Nuaimiya köyünden Iman Muhammad de, Türk devletinin Fırat Nehri'nin suyunu kesmesi ve kuyu suyunun da olmaması nedeniyle ekinlerini sulayamadıkları için zor günler yaşadıklarını anlattı. Tüm umutlarını yağmurun yağmasına bağladıklarını vurgulayan Iman Muhammed, “Bizler de tüm umudumuzu yağmura bağladık” dedi.

‘Sadece yağmurla beslenen mahsulleri ektik’

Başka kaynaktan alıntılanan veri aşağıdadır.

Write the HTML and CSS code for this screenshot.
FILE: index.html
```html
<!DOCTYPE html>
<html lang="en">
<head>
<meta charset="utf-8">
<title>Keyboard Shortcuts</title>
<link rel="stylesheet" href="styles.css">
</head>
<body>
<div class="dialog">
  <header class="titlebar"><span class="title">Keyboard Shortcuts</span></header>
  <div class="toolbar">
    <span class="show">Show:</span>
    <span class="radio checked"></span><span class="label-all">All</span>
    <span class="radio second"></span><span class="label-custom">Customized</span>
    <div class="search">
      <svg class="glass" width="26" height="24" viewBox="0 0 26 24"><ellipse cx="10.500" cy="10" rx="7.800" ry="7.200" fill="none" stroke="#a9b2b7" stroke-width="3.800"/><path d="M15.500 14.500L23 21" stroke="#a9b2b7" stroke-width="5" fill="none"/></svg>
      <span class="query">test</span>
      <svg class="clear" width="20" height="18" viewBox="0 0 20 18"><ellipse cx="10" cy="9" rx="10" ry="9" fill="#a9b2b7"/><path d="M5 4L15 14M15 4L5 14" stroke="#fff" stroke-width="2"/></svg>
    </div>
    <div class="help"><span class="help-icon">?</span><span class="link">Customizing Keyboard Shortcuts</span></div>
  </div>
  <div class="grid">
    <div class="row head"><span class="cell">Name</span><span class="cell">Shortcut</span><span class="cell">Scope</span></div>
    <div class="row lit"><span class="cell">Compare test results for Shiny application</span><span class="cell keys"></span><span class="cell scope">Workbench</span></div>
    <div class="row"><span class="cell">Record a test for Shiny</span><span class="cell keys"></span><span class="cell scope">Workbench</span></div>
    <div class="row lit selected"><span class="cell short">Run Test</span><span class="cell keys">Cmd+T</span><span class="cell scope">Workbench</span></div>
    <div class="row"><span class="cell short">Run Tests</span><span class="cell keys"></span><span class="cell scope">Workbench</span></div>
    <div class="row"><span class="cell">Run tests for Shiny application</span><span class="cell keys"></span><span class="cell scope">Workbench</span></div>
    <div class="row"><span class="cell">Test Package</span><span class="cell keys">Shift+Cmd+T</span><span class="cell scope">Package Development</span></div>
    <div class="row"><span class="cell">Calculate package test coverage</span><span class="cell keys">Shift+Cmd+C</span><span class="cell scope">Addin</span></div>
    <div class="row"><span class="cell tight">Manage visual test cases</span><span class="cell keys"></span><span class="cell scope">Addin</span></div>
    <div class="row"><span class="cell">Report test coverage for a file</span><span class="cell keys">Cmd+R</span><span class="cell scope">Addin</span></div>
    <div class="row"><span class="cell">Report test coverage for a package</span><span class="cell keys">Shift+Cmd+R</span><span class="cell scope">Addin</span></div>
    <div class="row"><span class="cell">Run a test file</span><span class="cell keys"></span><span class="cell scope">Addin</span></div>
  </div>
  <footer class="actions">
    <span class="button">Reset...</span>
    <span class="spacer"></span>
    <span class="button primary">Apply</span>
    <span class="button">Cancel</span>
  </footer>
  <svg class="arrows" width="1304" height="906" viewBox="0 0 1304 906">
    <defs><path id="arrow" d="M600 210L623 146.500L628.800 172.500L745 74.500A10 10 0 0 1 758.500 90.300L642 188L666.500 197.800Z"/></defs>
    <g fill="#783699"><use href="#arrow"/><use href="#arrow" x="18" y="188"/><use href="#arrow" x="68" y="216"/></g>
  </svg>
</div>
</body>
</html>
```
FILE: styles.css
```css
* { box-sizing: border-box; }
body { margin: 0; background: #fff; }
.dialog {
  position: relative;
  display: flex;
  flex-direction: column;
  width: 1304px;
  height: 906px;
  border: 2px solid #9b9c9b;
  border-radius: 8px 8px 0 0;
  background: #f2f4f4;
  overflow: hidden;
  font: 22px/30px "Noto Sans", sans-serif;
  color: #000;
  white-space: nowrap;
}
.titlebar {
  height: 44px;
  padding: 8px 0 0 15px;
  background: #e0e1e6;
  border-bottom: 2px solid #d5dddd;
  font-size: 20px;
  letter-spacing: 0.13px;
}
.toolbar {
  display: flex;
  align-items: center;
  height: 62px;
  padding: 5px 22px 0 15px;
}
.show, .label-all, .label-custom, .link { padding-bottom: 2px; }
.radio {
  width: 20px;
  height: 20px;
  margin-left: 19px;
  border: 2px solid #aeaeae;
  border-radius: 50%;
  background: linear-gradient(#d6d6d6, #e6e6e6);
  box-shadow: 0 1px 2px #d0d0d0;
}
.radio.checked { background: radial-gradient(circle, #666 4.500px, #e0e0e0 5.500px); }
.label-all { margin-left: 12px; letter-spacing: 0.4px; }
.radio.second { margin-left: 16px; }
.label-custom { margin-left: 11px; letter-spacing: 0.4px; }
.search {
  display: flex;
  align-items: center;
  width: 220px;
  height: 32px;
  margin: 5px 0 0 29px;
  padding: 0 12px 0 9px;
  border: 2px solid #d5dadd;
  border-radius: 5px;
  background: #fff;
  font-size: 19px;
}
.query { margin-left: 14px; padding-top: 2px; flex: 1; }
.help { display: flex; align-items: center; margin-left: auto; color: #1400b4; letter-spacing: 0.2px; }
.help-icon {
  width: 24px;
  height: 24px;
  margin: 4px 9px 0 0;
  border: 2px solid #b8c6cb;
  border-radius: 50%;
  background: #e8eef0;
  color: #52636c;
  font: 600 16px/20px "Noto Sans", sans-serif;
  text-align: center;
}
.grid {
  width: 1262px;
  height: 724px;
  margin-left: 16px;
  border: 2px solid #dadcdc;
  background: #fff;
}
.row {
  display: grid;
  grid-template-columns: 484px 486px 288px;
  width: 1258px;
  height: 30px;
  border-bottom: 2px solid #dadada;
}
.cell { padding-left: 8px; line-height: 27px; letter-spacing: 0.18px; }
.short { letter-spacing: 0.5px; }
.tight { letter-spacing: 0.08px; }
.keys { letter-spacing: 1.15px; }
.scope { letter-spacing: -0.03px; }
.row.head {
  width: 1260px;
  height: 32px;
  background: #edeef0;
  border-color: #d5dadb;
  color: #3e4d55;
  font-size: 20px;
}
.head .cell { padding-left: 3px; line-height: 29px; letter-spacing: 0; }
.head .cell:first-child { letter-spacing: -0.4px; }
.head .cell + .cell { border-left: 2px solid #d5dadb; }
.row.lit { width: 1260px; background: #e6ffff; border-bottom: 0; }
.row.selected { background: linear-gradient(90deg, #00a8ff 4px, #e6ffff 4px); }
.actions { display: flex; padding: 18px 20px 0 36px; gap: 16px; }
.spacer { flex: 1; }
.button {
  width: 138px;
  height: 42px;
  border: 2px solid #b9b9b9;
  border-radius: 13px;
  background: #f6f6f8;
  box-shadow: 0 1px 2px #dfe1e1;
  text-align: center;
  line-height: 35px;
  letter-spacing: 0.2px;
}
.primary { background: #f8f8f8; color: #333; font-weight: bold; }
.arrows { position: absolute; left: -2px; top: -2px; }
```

Bir hektarlık alanda arpa yetiştirmeye çalıştığını ancak yağışların gecikmesi nedeniyle istedikleri verimi elde edemeyeceklerini söyleyen Iman Muhammed, şunları aktardı:

“Su olduğu dönemlerde tüm mahsulleri yetiştiriyorduk. Ayçiçeği, mısır, pamuk gibi sulanabilen bitkiler vardı ve meyve bahçelerimiz yoğunluktaydı. Ancak yıllardır Fırat Nehri'nin azalmasıyla birlikte sadece yağmurla beslenen mahsulleri ektik. Türk devletinin halka karşı su savaşı başlatmasını kınıyorum. Türk devleti bölgedeki geçim kaynaklarını hedef alıyor. Uluslararası toplum yaşananları görmeli ve tepkisini ortaya koymalıdır.”

‘Kuyulardan su çıkmıyor’

Fadela Al-Hamad ise Fırat Nehri'nin Kuzey ve Doğu Suriye halkı için can simidi olduğunu söyleyerek, “Nehir suyunun zaman zaman kesintiye uğraması pek çok kişiyi su kuyuları kazmaya itti. Ancak nehrin su seviyesindeki düşü yeraltı sularını da etkiledi. Ben de üç kuyu kazdım ancak hiçbirinden su çıkmadı. Bu nedenle kuyu suyu olan komşumdan sadece günlük su ihtiyacımı temin edebiliyorum” diye konuştu. Bu yıl arpa ektiğini söyleyen Fadela Al-Hamad da, umudunu yağışlara bağladığını yağışların olmaması halinde ekinlerinden verim alamayacağını belirtti.

‘İçme suyumuz bile yok’

Su sıkıntısının olmadığı yıllarda çeşitli tarım ürünleri ve sebzeler yetiştirebildiklerini aktaran Fadela Al-Hamad, “Kuyuya ihtiyacımız yoktu, yağışların gecikmesine de dikkat etmiyorduk. Ancak şimdi durum farklı. İçme suyumuz bile yok. Payımıza düşen suyun akışı için Türk devletine baskı yapılması gerekiyor. Çünkü bu durum çiftçiyi her anlamıyla olumsuz etkiliyor” diye konuştu.

Minbic kentindeki Çevre Komitesi Eşbaşkanı Yusra Khaled de, küresel ısınma ve iklim değişikliğine dikkat çekerek, doğayı ve çevreyi korumanın herkesin görevi olduğunu söyledi.